Op het scherm staat een film te draaien en je wilt de aandacht van je publiek, wat nu? Dit kan in een presentatie zijn, maar kan ook als gids bij een museum. De blik van de bezoeker wordt getrokken door de beweging op het beeld. Dus zorg ervoor dat het publiek niet naar het scherm kan kijken, door ze te laten omdraaien. Ze kijken ook waar je zelf heen kijkt. Dus als je als presentator naar het scherm kijkt, zal het publiek je blik volgen. Als je mensen in hun ogen aankijkt, zullen ze je blik niet kunnen negeren en jou aankijken.
Als je op straat staat en naar boven kijkt, zullen mensen om je heen gaan meekijken. Jouw sterke focus heeft effect op de focus van de mensen om je heen. Dus als je op het podium wilt dat hun blik op iets is gericht, kijk dan zelf ook.
Je kan ergens bij stilstaan en iets terloops vertellen. Deze uitdrukkingen geven letterlijk aan hoe (geen) beweging betekenis heeft, terwijl je een verhaal vertelt.

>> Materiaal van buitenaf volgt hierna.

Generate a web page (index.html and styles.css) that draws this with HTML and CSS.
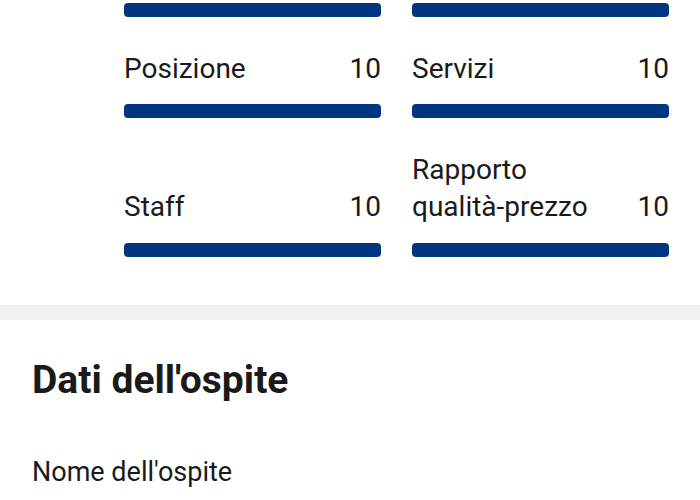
FILE: index.html
```html
<!DOCTYPE html>
<html lang="it">
<head>
<meta charset="utf-8">
<title>Punteggi</title>
<link rel="stylesheet" href="styles.css">
</head>
<body>
<div class="page">
  <section class="scores">
    <div class="cell">
      <div class="bar bar-top"></div>
    </div>
    <div class="cell">
      <div class="bar bar-top"></div>
    </div>
    <div class="cell">
      <div class="head"><span class="label">Posizione</span><span class="value">10</span></div>
      <div class="bar"></div>
    </div>
    <div class="cell">
      <div class="head"><span class="label">Servizi</span><span class="value">10</span></div>
      <div class="bar"></div>
    </div>
    <div class="cell">
      <div class="head"><span class="label">Staff</span><span class="value">10</span></div>
      <div class="bar"></div>
    </div>
    <div class="cell">
      <div class="head"><span class="label">Rapporto qualità-prezzo</span><span class="value">10</span></div>
      <div class="bar"></div>
    </div>
  </section>
  <div class="divider"></div>
  <section class="guest">
    <h2 class="title">Dati dell'ospite</h2>
    <p class="field">Nome dell'ospite</p>
  </section>
</div>
</body>
</html>
```
FILE: styles.css
```css
html, body {
  margin: 0;
  padding: 0;
  background: #ffffff;
}
body {
  font-family: Roboto, "Noto Sans", "Liberation Sans", sans-serif;
  color: #1a1a1a;
  width: 700px;
  overflow: hidden;
}
.scores {
  display: grid;
  grid-template-columns: 1fr 1fr;
  column-gap: 31px;
  row-gap: 32.5px;
  padding: 3px 31px 48px 124px;
}
.cell {
  display: flex;
  flex-direction: column;
}
.head {
  flex: 1;
  display: flex;
  justify-content: space-between;
  align-items: flex-end;
  font-size: 28px;
  line-height: 37.5px;
  gap: 12px;
}
.label {
  flex: 1;
}
.value {
  flex: none;
}
.bar {
  height: 14px;
  margin-top: 17px;
  border-radius: 4px;
  background: #003580;
}
.bar-top {
  margin-top: 0;
}
.divider {
  height: 14px;
  background: #f2f2f2;
  border-top: 1px solid #ececec;
}
.guest {
  padding: 38px 32px 0 32px;
}
.title {
  margin: 0;
  font-size: 39px;
  font-weight: 700;
  line-height: 45.6px;
}
.field {
  margin: 51px 0 0 0;
  font-size: 27px;
  line-height: 37.5px;
}
```
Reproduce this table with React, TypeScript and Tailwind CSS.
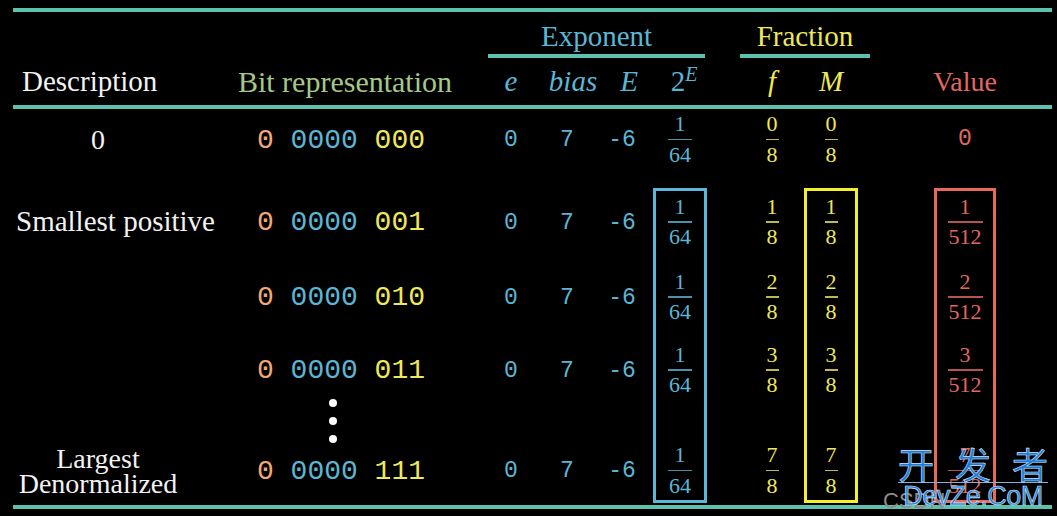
import type { ReactNode } from 'react';

const serif = "font-['Liberation_Serif',serif]";
const mono = "font-['Liberation_Mono',monospace]";

const LINE = 'bg-[#5cc2ae]';
const BLUE = 'text-[#5bb6d6]';
const YELLOW = 'text-[#efe85a]';
const RED = 'text-[#e2685f]';

function Frac({ n, d, color }: { n: string; d: string; color: string }) {
  return (
    <div className={`inline-flex flex-col items-center ${serif} text-[22px] leading-[22px] ${color}`}>
      <span className="px-[1px]">{n}</span>
      <span className="my-[3.5px] h-[1.5px] self-stretch bg-current opacity-80" />
      <span className="px-[1px]">{d}</span>
    </div>
  );
}

interface RowData {
  row: string;
  desc: ReactNode;
  bits: string;
  f: string;
  value: ReactNode;
}

const rows: RowData[] = [
  {
    row: 'row-start-6',
    desc: <div className="flex w-full justify-center">0</div>,
    bits: '000',
    f: '0',
    value: <span className={`${mono} text-[23px] ${RED}`}>0</span>,
  },
  {
    row: 'row-start-8',
    desc: <div className="w-full whitespace-nowrap pl-[3px] text-[29px]">Smallest positive</div>,
    bits: '001',
    f: '1',
    value: <Frac n="1" d="512" color={RED} />,
  },
  {
    row: 'row-start-9',
    desc: null,
    bits: '010',
    f: '2',
    value: <Frac n="2" d="512" color={RED} />,
  },
  {
    row: 'row-start-10',
    desc: null,
    bits: '011',
    f: '3',
    value: <Frac n="3" d="512" color={RED} />,
  },
  {
    row: 'row-start-12',
    desc: (
      <div className="w-full text-center leading-[25px]">
        Largest
        <br />
        Denormalized
      </div>
    ),
    bits: '111',
    f: '7',
    value: <Frac n="7" d="512" color={RED} />,
  },
];

function DataRow({ r }: { r: RowData }) {
  const cell = `${r.row} flex items-center justify-center`;
  return (
    <>
      <div className={`${r.row} col-start-1 flex items-center ${serif} text-[28px] text-[#f2f2f2]`}>{r.desc}</div>
      <div className={`${cell} col-start-2 pt-[2px] ${mono} text-[28px] whitespace-pre`}>
        <span className="text-[#f0a878]">0</span>
        <span> </span>
        <span className={BLUE}>0000</span>
        <span> </span>
        <span className={YELLOW}>{r.bits}</span>
      </div>
      <div className={`${cell} col-start-3 pt-[2px] ${mono} text-[23px] ${BLUE}`}>0</div>
      <div className={`${cell} col-start-4 pt-[2px] pr-[6px] ${mono} text-[23px] ${BLUE}`}>7</div>
      <div className={`${cell} col-start-5 pt-[2px] pr-[4px] ${mono} text-[23px] ${BLUE} whitespace-nowrap`}>-6</div>
      <div className={`${cell} col-start-7`}>
        <Frac n="1" d="64" color={BLUE} />
      </div>
      <div className={`${cell} col-start-9`}>
        <Frac n={r.f} d="8" color={YELLOW} />
      </div>
      <div className={`${cell} col-start-10`}>
        <Frac n={r.f} d="8" color={YELLOW} />
      </div>
      <div className={`${cell} col-start-12`}>{r.value}</div>
    </>
  );
}

export default function App() {
  return (
    <div className="relative h-[516px] w-[1057px] overflow-hidden bg-black">
      <div className="ml-[13px] grid grid-cols-[170px_316px_24px_94px_14px_22px_54px_33px_64px_54px_76px_62px_56px] grid-rows-[4px_42px_4px_47px_4px_61px_15px_74px_76px_70px_31px_69px_4px] pt-[8px]">
        {/* rules */}
        <div className={`col-span-full row-start-1 ${LINE}`} />
        <div className={`col-span-full row-start-5 ${LINE}`} />
        <div className={`col-span-full row-start-13 ${LINE}`} />

        {/* group headers */}
        <div className={`col-[3/8] row-start-2 -ml-[11px] mr-[2px] flex items-end justify-center pb-[3px] ${serif} text-[29px] leading-none ${BLUE}`}>
          Exponent
        </div>
        <div className={`col-[3/8] row-start-3 -ml-[11px] mr-[2px] ${LINE}`} />
        <div className={`col-[9/11] row-start-2 -mr-[12px] flex items-end justify-center pb-[3px] ${serif} text-[29px] leading-none ${YELLOW}`}>
          Fraction
        </div>
        <div className={`col-[9/11] row-start-3 -mr-[12px] ${LINE}`} />

        {/* column headers */}
        <div className={`col-start-1 row-start-4 flex items-center pl-[9px] ${serif} text-[29px] text-[#f2f2f2]`}>Description</div>
        <div className={`col-start-2 row-start-4 flex items-center justify-center pl-[8px] ${serif} text-[30px] whitespace-nowrap text-[#a5c78a]`}>
          Bit representation
        </div>
        <div className={`col-start-3 row-start-4 flex items-center justify-center ${serif} text-[29px] italic ${BLUE}`}>e</div>
        <div className={`col-start-4 row-start-4 flex items-center justify-center pl-[6px] ${serif} text-[29px] italic ${BLUE}`}>bias</div>
        <div className={`col-start-5 row-start-4 flex items-center justify-center pl-[10px] ${serif} text-[29px] italic ${BLUE}`}>E</div>
        <div className={`col-start-7 row-start-4 flex items-center justify-center pl-[8px] ${serif} text-[29px] ${BLUE}`}>
          <span>
            2<sup className="text-[20px] italic">E</sup>
          </span>
        </div>
        <div className={`col-start-9 row-start-4 flex items-center justify-center ${serif} text-[29px] italic ${YELLOW}`}>f</div>
        <div className={`col-start-10 row-start-4 flex items-center justify-center ${serif} text-[29px] italic ${YELLOW}`}>M</div>
        <div className={`col-start-12 row-start-4 flex items-center justify-center ${serif} text-[28px] ${RED}`}>Value</div>

        {rows.map((r) => (
          <DataRow key={r.row} r={r} />
        ))}

        {/* vertical ellipsis */}
        <div className="col-start-2 row-start-11 flex flex-col items-center justify-center gap-[10px] pr-[16px]">
          <span className="h-[8px] w-[8px] shrink-0 rounded-full bg-white" />
          <span className="h-[8px] w-[8px] shrink-0 rounded-full bg-white" />
          <span className="h-[8px] w-[8px] shrink-0 rounded-full bg-white" />
        </div>

        {/* highlight boxes */}
        <div className="col-start-7 row-[8/13] mt-[3px] mb-[2px] border-[3px] border-[#5bb6d8]" />
        <div className="col-start-10 row-[8/13] mt-[3px] mb-[2px] border-[3px] border-[#f6f02a]" />
        <div className="col-start-12 row-[8/13] mt-[3px] mb-[2px] border-[3px] border-[#e8685a]" />
      </div>

      {/* watermark */}
      <div className="absolute left-[883px] top-[484px] font-['Liberation_Sans',sans-serif] text-[22px] text-[#8c8c8c]">CSDN</div>
      <div className="absolute left-[898px] top-[444px] flex w-[150px] flex-col items-stretch">
        <div className="flex justify-between border-b border-[#7fb0e0] font-['Noto_Sans_CJK_SC',sans-serif] text-[36px] leading-[38px] text-[#1f7ad6] [-webkit-text-stroke:0.6px_#cfe4ff]">
          <span>开</span>
          <span>发</span>
          <span>者</span>
        </div>
        <div className="text-center font-['Liberation_Sans',sans-serif] text-[27px] leading-[26px] tracking-[-0.5px] text-[#2a7fd6] [-webkit-text-stroke:0.6px_#d8eaff]">
          DevZe.CoM
        </div>
      </div>
    </div>
  );
}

We zijn gewend dat een verhaal van links naar rechts gaat. We vinden het spannend als iemand naar voren komt, op je afkomt. IJsberen is vermoeiend om naar te kijken. Iemand die alleen maar stokstijf stil staat, verliest de aandacht.
Speel je iemand die veel macht heeft, dan beweeg je gecontroleerd. Heb je voor je publiek de zin die het doel van je verhaal samenvat, sta dan stil.
Articulatie, stemvolume, snelheid, allemaal instrumenten om je verhaal duidelijker bij het publiek te laten aankomen. Stilte, tussen woorden of zinnen, kan zoveel meer betekenis geven aan de boodschap die je hebt. Schreeuwen vraagt aandacht, maar de aandacht eis je op als je helder en duidelijk praat. Door je zinnen af te maken, tot aan het laatste woord, wordt het belang van uitspreken van deze zinnen duidelijker voor het publiek.
Voor het spelen van een rol kan je jouw stem vervormen. De uitdaging ligt er dan vaak in om dit vol te kunnen houden. Voor een presentatie is het vooral belangrijk dat je verstaanbaar bent. Daarbij is articulatie belangrijker dan stemvolume.
Achter een katheder staan voelt veilig. Duidelijke plek op het podium en je weet zeker dat je niet verdwaalt. Maar als je een powerpoint hebt, dan is het soms fijn om ernaast te staan, zodat het publiek ernaar kan kijken. Soms wil je juist de aandacht en kan je er beter voor gaan staan. Je kan ook je publiek als een arena om je heen zetten. Jij bent dan het middelpunt en het publiek ziet ook elkaar. En als je een film aanzet, dan kan je zelf ook in het publiek gaan zitten.
In het theater begint het podium al in de coulissen, zelfs daar kan al iets gebeuren. Bij presentaties wordt vaak maar een klein deel van het podium gebruikt. Terwijl je met de juiste beweging de gehele ruimte kan vullen.
Het besef hebben hoe je staat, waar je handen zijn, of je benen gekruist of juist wijd staan, of je rechtop staat of naar één kant leunt. Het ene is niet altijd beter dan het andere, maar je communiceert er wel wat mee.
Speel je een typetje, dan zoek je een uitvergrote houding. Wil je vooral zelfverzekerd overkomen, zoek dan jouw ontspanning en ontdek hoe jij rechtop staat.